Given information:

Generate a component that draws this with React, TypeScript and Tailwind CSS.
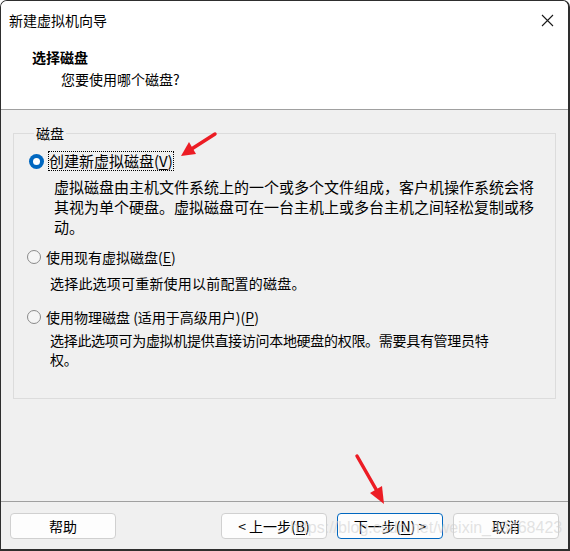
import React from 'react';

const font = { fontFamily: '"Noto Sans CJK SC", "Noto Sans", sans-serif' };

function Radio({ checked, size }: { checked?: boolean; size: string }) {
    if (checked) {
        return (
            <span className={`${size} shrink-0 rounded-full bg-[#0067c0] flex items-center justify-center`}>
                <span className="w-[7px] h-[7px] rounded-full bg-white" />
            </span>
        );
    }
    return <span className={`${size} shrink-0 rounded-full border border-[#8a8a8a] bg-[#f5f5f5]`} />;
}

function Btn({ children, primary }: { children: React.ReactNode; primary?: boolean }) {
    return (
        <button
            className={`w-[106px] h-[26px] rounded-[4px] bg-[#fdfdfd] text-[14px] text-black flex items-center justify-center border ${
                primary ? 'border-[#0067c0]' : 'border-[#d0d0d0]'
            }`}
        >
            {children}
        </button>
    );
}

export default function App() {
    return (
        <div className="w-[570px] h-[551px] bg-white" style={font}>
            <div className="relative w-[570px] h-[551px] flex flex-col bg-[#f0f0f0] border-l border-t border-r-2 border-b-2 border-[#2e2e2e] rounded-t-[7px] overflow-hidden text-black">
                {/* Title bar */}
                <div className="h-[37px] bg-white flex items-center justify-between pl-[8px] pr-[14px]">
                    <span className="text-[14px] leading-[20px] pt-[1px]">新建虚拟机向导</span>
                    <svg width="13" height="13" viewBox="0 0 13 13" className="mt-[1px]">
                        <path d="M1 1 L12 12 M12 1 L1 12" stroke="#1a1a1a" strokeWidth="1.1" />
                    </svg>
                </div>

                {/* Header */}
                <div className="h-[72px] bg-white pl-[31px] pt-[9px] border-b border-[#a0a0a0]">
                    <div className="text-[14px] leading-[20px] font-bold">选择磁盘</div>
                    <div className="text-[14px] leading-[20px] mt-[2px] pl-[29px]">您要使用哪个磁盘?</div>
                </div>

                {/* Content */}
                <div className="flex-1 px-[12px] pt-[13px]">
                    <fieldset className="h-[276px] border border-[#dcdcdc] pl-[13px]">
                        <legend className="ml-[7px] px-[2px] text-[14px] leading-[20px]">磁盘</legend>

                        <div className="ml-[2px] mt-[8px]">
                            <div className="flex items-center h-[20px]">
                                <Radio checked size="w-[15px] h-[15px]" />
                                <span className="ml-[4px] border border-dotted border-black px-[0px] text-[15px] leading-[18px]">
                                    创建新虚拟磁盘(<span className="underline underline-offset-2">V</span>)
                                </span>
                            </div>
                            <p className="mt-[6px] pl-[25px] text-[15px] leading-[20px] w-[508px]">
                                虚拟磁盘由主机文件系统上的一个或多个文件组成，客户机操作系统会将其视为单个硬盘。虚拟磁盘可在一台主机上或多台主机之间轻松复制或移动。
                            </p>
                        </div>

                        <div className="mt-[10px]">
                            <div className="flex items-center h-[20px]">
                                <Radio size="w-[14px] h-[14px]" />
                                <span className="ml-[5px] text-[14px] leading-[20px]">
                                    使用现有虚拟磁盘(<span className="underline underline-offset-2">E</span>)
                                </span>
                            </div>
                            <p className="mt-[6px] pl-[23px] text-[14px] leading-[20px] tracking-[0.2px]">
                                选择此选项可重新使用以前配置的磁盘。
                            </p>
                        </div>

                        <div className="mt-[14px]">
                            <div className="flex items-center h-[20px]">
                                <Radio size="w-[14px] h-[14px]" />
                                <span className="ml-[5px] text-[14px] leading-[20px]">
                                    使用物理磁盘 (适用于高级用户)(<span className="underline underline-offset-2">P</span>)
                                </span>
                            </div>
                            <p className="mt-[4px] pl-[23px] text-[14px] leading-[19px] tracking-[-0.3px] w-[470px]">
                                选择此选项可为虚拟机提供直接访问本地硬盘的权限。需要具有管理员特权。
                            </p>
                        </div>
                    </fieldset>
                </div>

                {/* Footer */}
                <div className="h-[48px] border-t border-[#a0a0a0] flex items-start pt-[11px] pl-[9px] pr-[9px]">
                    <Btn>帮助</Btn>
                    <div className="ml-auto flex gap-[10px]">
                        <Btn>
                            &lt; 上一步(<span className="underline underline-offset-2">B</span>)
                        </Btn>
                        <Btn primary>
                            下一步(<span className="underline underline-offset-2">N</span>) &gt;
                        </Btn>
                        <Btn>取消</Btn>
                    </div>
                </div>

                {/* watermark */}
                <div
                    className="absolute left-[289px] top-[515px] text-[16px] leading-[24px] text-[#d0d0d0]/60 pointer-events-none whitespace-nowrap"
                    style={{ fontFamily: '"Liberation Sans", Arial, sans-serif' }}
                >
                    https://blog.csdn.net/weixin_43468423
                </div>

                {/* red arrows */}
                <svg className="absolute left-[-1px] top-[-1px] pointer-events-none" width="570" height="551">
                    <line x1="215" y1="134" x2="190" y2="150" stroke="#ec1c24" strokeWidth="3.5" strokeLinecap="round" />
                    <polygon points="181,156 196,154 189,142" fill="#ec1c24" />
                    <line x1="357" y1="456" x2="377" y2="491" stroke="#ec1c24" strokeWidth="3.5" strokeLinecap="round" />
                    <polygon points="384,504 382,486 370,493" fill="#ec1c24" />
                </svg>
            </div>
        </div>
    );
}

Exercise objective: Leave out the pictures and output the rest of the material exactly as written.

Solution for this task:
Generate a component that draws this with React, TypeScript and Tailwind CSS.
import React from 'react';

const font = { fontFamily: '"Noto Sans CJK SC", "Noto Sans", sans-serif' };

function Radio({ checked, size }: { checked?: boolean; size: string }) {
    if (checked) {
        return (
            <span className={`${size} shrink-0 rounded-full bg-[#0067c0] flex items-center justify-center`}>
                <span className="w-[7px] h-[7px] rounded-full bg-white" />
            </span>
        );
    }
    return <span className={`${size} shrink-0 rounded-full border border-[#8a8a8a] bg-[#f5f5f5]`} />;
}

function Btn({ children, primary }: { children: React.ReactNode; primary?: boolean }) {
    return (
        <button
            className={`w-[106px] h-[26px] rounded-[4px] bg-[#fdfdfd] text-[14px] text-black flex items-center justify-center border ${
                primary ? 'border-[#0067c0]' : 'border-[#d0d0d0]'
            }`}
        >
            {children}
        </button>
    );
}

export default function App() {
    return (
        <div className="w-[570px] h-[551px] bg-white" style={font}>
            <div className="relative w-[570px] h-[551px] flex flex-col bg-[#f0f0f0] border-l border-t border-r-2 border-b-2 border-[#2e2e2e] rounded-t-[7px] overflow-hidden text-black">
                {/* Title bar */}
                <div className="h-[37px] bg-white flex items-center justify-between pl-[8px] pr-[14px]">
                    <span className="text-[14px] leading-[20px] pt-[1px]">新建虚拟机向导</span>
                    <svg width="13" height="13" viewBox="0 0 13 13" className="mt-[1px]">
                        <path d="M1 1 L12 12 M12 1 L1 12" stroke="#1a1a1a" strokeWidth="1.1" />
                    </svg>
                </div>

                {/* Header */}
                <div className="h-[72px] bg-white pl-[31px] pt-[9px] border-b border-[#a0a0a0]">
                    <div className="text-[14px] leading-[20px] font-bold">选择磁盘</div>
                    <div className="text-[14px] leading-[20px] mt-[2px] pl-[29px]">您要使用哪个磁盘?</div>
                </div>

                {/* Content */}
                <div className="flex-1 px-[12px] pt-[13px]">
                    <fieldset className="h-[276px] border border-[#dcdcdc] pl-[13px]">
                        <legend className="ml-[7px] px-[2px] text-[14px] leading-[20px]">磁盘</legend>

                        <div className="ml-[2px] mt-[8px]">
                            <div className="flex items-center h-[20px]">
                                <Radio checked size="w-[15px] h-[15px]" />
                                <span className="ml-[4px] border border-dotted border-black px-[0px] text-[15px] leading-[18px]">
                                    创建新虚拟磁盘(<span className="underline underline-offset-2">V</span>)
                                </span>
                            </div>
                            <p className="mt-[6px] pl-[25px] text-[15px] leading-[20px] w-[508px]">
                                虚拟磁盘由主机文件系统上的一个或多个文件组成，客户机操作系统会将其视为单个硬盘。虚拟磁盘可在一台主机上或多台主机之间轻松复制或移动。
                            </p>
                        </div>

                        <div className="mt-[10px]">
                            <div className="flex items-center h-[20px]">
                                <Radio size="w-[14px] h-[14px]" />
                                <span className="ml-[5px] text-[14px] leading-[20px]">
                                    使用现有虚拟磁盘(<span className="underline underline-offset-2">E</span>)
                                </span>
                            </div>
                            <p className="mt-[6px] pl-[23px] text-[14px] leading-[20px] tracking-[0.2px]">
                                选择此选项可重新使用以前配置的磁盘。
                            </p>
                        </div>

                        <div className="mt-[14px]">
                            <div className="flex items-center h-[20px]">
                                <Radio size="w-[14px] h-[14px]" />
                                <span className="ml-[5px] text-[14px] leading-[20px]">
                                    使用物理磁盘 (适用于高级用户)(<span className="underline underline-offset-2">P</span>)
                                </span>
                            </div>
                            <p className="mt-[4px] pl-[23px] text-[14px] leading-[19px] tracking-[-0.3px] w-[470px]">
                                选择此选项可为虚拟机提供直接访问本地硬盘的权限。需要具有管理员特权。
                            </p>
                        </div>
                    </fieldset>
                </div>

                {/* Footer */}
                <div className="h-[48px] border-t border-[#a0a0a0] flex items-start pt-[11px] pl-[9px] pr-[9px]">
                    <Btn>帮助</Btn>
                    <div className="ml-auto flex gap-[10px]">
                        <Btn>
                            &lt; 上一步(<span className="underline underline-offset-2">B</span>)
                        </Btn>
                        <Btn primary>
                            下一步(<span className="underline underline-offset-2">N</span>) &gt;
                        </Btn>
                        <Btn>取消</Btn>
                    </div>
                </div>

                {/* watermark */}
                <div
                    className="absolute left-[289px] top-[515px] text-[16px] leading-[24px] text-[#d0d0d0]/60 pointer-events-none whitespace-nowrap"
                    style={{ fontFamily: '"Liberation Sans", Arial, sans-serif' }}
                >
                    https://blog.csdn.net/weixin_43468423
                </div>

                {/* red arrows */}
                <svg className="absolute left-[-1px] top-[-1px] pointer-events-none" width="570" height="551">
                    <line x1="215" y1="134" x2="190" y2="150" stroke="#ec1c24" strokeWidth="3.5" strokeLinecap="round" />
                    <polygon points="181,156 196,154 189,142" fill="#ec1c24" />
                    <line x1="357" y1="456" x2="377" y2="491" stroke="#ec1c24" strokeWidth="3.5" strokeLinecap="round" />
                    <polygon points="384,504 382,486 370,493" fill="#ec1c24" />
                </svg>
            </div>
        </div>
    );
}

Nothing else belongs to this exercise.